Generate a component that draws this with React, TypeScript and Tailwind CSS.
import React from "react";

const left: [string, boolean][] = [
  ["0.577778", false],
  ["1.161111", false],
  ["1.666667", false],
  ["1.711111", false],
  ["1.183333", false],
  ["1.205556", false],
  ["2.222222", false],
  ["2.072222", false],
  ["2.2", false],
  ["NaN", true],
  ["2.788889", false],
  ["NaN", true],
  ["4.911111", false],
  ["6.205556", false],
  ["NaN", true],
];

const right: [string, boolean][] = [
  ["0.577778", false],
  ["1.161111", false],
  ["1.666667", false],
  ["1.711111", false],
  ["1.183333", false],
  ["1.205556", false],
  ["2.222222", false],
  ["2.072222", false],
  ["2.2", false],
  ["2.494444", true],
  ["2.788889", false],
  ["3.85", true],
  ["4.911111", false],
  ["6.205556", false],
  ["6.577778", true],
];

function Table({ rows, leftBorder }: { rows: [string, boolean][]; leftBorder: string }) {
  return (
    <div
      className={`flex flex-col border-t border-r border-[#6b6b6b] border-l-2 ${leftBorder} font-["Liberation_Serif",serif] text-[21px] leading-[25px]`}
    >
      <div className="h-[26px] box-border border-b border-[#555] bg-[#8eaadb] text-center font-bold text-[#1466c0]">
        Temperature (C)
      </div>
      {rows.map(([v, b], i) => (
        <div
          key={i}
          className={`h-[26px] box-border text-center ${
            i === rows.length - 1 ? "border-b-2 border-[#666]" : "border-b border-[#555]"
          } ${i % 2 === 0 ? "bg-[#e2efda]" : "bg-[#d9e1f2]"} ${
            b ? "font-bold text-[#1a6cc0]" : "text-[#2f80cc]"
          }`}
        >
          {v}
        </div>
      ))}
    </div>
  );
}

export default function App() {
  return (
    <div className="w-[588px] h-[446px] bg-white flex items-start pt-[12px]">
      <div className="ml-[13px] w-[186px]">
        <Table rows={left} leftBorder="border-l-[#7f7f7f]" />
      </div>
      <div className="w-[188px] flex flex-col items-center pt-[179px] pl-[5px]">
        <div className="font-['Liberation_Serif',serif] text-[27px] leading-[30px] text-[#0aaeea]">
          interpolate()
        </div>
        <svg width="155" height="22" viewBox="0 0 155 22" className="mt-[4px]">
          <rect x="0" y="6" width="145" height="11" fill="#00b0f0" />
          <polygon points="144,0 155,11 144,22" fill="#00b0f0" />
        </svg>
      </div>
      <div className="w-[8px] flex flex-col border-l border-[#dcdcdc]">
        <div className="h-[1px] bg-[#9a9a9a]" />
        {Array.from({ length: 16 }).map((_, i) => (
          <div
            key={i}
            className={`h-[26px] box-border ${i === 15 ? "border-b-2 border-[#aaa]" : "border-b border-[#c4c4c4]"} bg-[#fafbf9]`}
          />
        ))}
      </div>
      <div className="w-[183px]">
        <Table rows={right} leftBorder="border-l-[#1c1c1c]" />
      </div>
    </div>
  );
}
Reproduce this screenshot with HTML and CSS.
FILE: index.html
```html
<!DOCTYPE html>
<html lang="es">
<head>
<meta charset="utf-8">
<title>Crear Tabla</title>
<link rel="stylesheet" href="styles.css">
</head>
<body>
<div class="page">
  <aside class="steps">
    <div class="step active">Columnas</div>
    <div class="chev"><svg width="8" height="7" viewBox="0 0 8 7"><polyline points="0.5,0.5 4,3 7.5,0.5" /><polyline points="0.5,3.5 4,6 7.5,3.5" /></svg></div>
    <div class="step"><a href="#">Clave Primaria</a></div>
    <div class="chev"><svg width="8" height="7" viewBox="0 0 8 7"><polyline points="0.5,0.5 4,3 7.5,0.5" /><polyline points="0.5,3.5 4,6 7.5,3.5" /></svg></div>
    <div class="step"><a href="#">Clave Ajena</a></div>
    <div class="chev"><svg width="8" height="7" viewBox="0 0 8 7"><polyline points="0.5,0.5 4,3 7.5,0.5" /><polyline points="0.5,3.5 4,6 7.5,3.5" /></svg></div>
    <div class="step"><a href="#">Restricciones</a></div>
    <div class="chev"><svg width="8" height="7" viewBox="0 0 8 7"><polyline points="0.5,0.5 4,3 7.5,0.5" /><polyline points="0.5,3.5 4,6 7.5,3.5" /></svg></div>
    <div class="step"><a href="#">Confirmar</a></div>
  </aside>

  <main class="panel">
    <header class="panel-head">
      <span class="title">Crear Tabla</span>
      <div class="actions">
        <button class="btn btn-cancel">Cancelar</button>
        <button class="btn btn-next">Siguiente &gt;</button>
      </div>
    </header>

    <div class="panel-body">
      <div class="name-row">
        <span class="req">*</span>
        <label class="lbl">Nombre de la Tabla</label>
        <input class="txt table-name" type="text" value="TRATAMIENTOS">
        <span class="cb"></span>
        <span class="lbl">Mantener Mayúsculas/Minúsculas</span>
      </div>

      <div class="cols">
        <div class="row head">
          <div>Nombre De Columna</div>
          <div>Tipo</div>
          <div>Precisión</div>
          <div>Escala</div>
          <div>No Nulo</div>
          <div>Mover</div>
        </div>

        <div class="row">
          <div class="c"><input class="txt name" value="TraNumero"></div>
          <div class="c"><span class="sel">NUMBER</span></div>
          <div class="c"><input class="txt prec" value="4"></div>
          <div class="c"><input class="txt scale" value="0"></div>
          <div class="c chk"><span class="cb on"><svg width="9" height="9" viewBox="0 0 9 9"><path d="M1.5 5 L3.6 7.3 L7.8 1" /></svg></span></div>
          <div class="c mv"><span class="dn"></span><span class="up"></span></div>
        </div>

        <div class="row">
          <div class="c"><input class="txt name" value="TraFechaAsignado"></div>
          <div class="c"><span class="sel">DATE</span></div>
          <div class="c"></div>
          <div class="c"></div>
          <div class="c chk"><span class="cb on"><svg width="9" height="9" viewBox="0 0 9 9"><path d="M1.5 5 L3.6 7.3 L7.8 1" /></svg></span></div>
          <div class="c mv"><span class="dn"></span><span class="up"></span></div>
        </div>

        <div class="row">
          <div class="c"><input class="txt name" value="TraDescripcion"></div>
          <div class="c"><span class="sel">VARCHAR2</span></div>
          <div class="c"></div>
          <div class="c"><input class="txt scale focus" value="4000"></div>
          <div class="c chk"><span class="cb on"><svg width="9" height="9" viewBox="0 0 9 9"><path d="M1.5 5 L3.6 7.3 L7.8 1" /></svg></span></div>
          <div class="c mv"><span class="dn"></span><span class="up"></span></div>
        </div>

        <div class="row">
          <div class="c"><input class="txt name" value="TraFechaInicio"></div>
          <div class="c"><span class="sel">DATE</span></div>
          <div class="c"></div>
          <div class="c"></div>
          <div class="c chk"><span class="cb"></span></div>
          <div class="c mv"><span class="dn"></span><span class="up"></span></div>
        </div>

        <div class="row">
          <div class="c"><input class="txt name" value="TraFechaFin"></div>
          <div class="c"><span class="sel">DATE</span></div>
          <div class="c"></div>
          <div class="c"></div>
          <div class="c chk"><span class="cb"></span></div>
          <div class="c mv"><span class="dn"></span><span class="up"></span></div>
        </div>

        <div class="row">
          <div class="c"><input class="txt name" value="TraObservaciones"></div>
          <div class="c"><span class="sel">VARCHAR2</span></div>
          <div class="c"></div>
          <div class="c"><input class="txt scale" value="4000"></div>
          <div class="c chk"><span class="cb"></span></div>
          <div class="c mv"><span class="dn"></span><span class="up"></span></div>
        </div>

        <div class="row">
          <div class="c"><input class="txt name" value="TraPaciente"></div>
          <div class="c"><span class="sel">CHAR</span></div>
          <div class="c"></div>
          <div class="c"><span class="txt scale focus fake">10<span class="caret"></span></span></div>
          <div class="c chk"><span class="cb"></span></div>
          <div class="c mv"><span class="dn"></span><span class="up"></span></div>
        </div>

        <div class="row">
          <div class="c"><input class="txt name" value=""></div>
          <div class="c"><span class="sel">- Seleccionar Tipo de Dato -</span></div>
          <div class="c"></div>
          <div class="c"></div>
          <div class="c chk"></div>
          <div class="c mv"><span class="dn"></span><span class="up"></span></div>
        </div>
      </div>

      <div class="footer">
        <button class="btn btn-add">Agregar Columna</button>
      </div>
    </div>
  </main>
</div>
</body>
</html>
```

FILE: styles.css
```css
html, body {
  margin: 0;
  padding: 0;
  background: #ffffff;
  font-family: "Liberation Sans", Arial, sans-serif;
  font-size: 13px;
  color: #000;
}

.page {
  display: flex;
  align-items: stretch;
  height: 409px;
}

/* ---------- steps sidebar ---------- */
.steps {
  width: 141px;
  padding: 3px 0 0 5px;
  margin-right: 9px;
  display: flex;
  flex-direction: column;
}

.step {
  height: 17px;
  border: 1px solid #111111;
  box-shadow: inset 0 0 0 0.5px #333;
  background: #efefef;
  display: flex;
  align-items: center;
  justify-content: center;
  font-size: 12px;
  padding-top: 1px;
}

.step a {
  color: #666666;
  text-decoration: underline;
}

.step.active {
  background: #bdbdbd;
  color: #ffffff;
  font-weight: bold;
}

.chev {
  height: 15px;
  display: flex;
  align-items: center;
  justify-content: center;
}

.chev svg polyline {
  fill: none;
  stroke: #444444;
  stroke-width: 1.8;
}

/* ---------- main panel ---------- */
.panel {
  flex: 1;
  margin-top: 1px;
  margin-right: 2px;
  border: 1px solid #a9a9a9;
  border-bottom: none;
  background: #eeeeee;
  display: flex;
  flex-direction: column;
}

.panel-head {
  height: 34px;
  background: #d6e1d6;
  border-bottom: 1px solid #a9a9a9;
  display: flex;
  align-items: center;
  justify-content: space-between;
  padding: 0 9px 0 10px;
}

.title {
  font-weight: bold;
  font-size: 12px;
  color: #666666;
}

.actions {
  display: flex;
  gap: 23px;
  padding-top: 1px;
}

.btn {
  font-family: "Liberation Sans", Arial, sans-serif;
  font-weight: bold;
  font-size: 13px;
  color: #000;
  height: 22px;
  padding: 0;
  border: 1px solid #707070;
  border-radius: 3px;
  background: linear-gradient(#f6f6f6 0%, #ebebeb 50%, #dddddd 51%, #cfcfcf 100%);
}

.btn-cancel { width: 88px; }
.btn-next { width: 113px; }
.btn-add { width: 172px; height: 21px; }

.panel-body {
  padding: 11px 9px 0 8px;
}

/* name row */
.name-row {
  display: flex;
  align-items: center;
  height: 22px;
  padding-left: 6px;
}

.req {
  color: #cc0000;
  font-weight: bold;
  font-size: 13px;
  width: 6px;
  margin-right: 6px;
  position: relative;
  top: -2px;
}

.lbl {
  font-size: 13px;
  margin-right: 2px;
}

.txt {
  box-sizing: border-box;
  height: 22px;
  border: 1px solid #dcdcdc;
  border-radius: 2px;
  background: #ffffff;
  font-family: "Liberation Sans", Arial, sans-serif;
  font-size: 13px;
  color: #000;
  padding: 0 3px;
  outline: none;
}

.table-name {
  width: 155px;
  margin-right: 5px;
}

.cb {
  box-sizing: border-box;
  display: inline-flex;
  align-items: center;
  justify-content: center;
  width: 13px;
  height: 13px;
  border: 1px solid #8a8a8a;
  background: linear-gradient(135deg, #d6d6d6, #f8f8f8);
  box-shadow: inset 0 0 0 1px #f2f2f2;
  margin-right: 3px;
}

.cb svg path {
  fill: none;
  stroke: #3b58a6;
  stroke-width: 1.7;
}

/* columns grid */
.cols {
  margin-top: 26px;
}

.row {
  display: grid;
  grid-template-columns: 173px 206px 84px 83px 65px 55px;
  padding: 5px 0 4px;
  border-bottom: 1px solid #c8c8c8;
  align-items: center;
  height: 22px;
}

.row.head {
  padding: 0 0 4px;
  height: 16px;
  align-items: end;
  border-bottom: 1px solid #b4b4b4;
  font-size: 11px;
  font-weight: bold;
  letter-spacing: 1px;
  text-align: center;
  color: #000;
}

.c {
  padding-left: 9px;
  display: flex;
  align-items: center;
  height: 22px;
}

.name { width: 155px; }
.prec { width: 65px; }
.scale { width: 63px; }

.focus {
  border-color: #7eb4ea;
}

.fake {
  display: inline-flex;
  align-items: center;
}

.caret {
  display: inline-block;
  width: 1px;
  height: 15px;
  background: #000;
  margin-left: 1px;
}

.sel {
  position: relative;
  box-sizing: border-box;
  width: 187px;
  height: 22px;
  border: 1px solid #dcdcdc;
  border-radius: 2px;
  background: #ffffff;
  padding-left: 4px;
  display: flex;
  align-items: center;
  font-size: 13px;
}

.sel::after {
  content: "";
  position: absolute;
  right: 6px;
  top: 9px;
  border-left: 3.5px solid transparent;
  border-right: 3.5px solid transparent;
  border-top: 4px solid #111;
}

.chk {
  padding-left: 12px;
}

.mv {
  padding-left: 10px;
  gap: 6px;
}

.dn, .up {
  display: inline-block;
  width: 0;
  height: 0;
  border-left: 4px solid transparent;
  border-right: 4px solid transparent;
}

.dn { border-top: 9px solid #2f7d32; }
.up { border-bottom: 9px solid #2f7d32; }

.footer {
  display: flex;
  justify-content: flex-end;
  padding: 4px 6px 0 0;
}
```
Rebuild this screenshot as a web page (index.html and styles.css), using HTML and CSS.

⁂

_What needs to be done_. Retype only the lines running from the top of the listing to the line that holds "import React from", both ends included.

_Expected answer_.
Generate a component that draws this with React, TypeScript and Tailwind CSS.
import React from "react";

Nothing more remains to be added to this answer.